Then and Now: Athlon Platforms Compared

Athlon Platform History: Sockel A, Then And Now

It's a success story like no other. After four years of competition between Intel and AMD, the small Texas-based chip manufacturer was able to cast a shadow of doubt on Intel's dominance with its own Athlon processor. And this has been the case till now.

In those days, fast versions of the Athlon, Slot A versions followed each other in quick succession. 700, 800, 900 MHz - and, as a matter of fact, Intel reached the magic 1 GHz number only shortly after AMD. What a disgrace for the market leader! To make matters worse, AMD attained its goal with a CPU that was based on an external cache unit. Intel, by contrast, launched the Pentium III Coppermine at an early date and initially integrated the L2 cache on the die.

The pressure on Intel was so immense that a Pentium III with 1.13 GHz was hastily introduced to the market. This processor had only one purpose: to win back the performance crown. At the time, Tom's Hardware played an important role in revealing processing errors in the 1.13 GHz model; and, as a result, this model was quickly recalled.

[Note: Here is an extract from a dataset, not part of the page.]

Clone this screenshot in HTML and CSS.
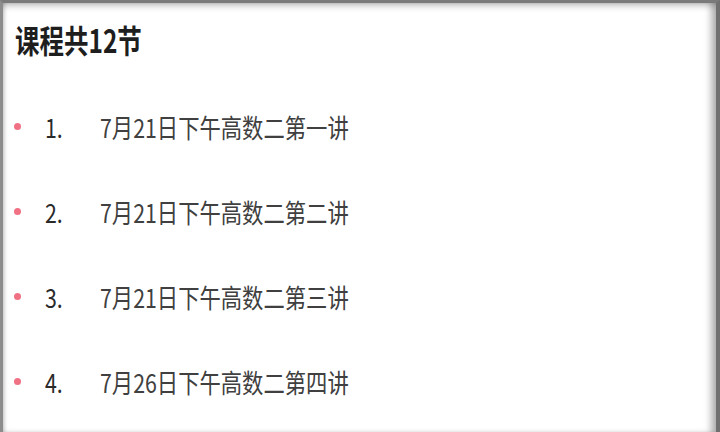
FILE: index.html
```html
<!DOCTYPE html>
<html lang="zh">
<head>
<meta charset="utf-8">
<title>课程</title>
<link rel="stylesheet" href="styles.css">
</head>
<body>
<div class="frame">
  <h1 class="title"><span class="squeeze">课程共12节</span></h1>
  <ul class="lessons">
    <li class="lesson"><span class="dot"></span><span class="num"><span class="squeeze">1.</span></span><span class="name"><span class="squeeze">7月21日下午高数二第一讲</span></span></li>
    <li class="lesson"><span class="dot"></span><span class="num"><span class="squeeze">2.</span></span><span class="name"><span class="squeeze">7月21日下午高数二第二讲</span></span></li>
    <li class="lesson"><span class="dot"></span><span class="num"><span class="squeeze">3.</span></span><span class="name"><span class="squeeze">7月21日下午高数二第三讲</span></span></li>
    <li class="lesson"><span class="dot"></span><span class="num"><span class="squeeze">4.</span></span><span class="name"><span class="squeeze">7月26日下午高数二第四讲</span></span></li>
  </ul>
</div>
</body>
</html>
```
FILE: styles.css
```css
html, body {
  margin: 0;
  padding: 0;
  background: #ffffff;
}
body {
  font-family: "Noto Sans CJK SC", "Noto Sans", sans-serif;
}
.frame {
  box-sizing: border-box;
  width: 720px;
  height: 432px;
  overflow: hidden;
  background: #ffffff;
  border-top: 3px solid #7a7a7a;
  border-left: 3px solid #8c8c8c;
  border-right: 4px solid #707070;
  box-shadow:
    inset 0 7px 7px -4px rgba(0, 0, 0, 0.22),
    inset 3px 0 4px -2px rgba(0, 0, 0, 0.25),
    inset -8px 0 7px -3px rgba(0, 0, 0, 0.3);
}
.squeeze {
  display: inline-block;
  transform-origin: left center;
  white-space: nowrap;
}
.title {
  margin: 0;
  padding: 21px 0 0 12px;
  height: 30px;
  line-height: 30px;
  font-size: 32px;
  font-weight: 700;
  color: #1e1e1e;
}
.title .squeeze {
  transform: scaleX(0.765);
}
.lessons {
  list-style: none;
  margin: 30px 0 0 0;
  padding: 0;
}
.lesson {
  display: flex;
  align-items: center;
  height: 85px;
  font-size: 26px;
  line-height: 30px;
}
.dot {
  width: 7px;
  height: 7px;
  border-radius: 50%;
  background: #f07183;
  margin-left: 11px;
  flex: none;
}
.num {
  width: 55px;
  margin-left: 24px;
  flex: none;
  color: #2a2a2a;
  font-weight: 400;
}
.num .squeeze,
.name .squeeze {
  transform: scaleX(0.82);
}
.name {
  color: #404040;
}
```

From then on, Intel began concentrating on the Pentium 4, which was to keep the Athlon in its place with higher clock speeds. As a reaction to this increase in clock speed, AMD could only counter by giving its Athlon XP (Palomino core) a "P" rating, as was already known in the days of the 486. An Athlon XP 2000+, for example, can run about as fast as a Pentium 4 with 2 GHz, but it only requires 1.66 GHz.

In order to close in on the 2 GHz limit and keep up with the Pentium 4 models, AMD developed the Thoroughbred core with 0.13 micron. However, it was soon updated with the Thoroughbred B, which acts as the basis for today's Athlon XP models over 2200+, and which increased the FSB from 266 to 333 MHz.

Today, the Barton processors are on the shelves. What it has to offer is 512 kB of integrated cache. Together with fast platforms (NVIDIA nForce2, VIA KT400A), AMD can once again increase the performance level and continue to make life uncomfortable for Intel.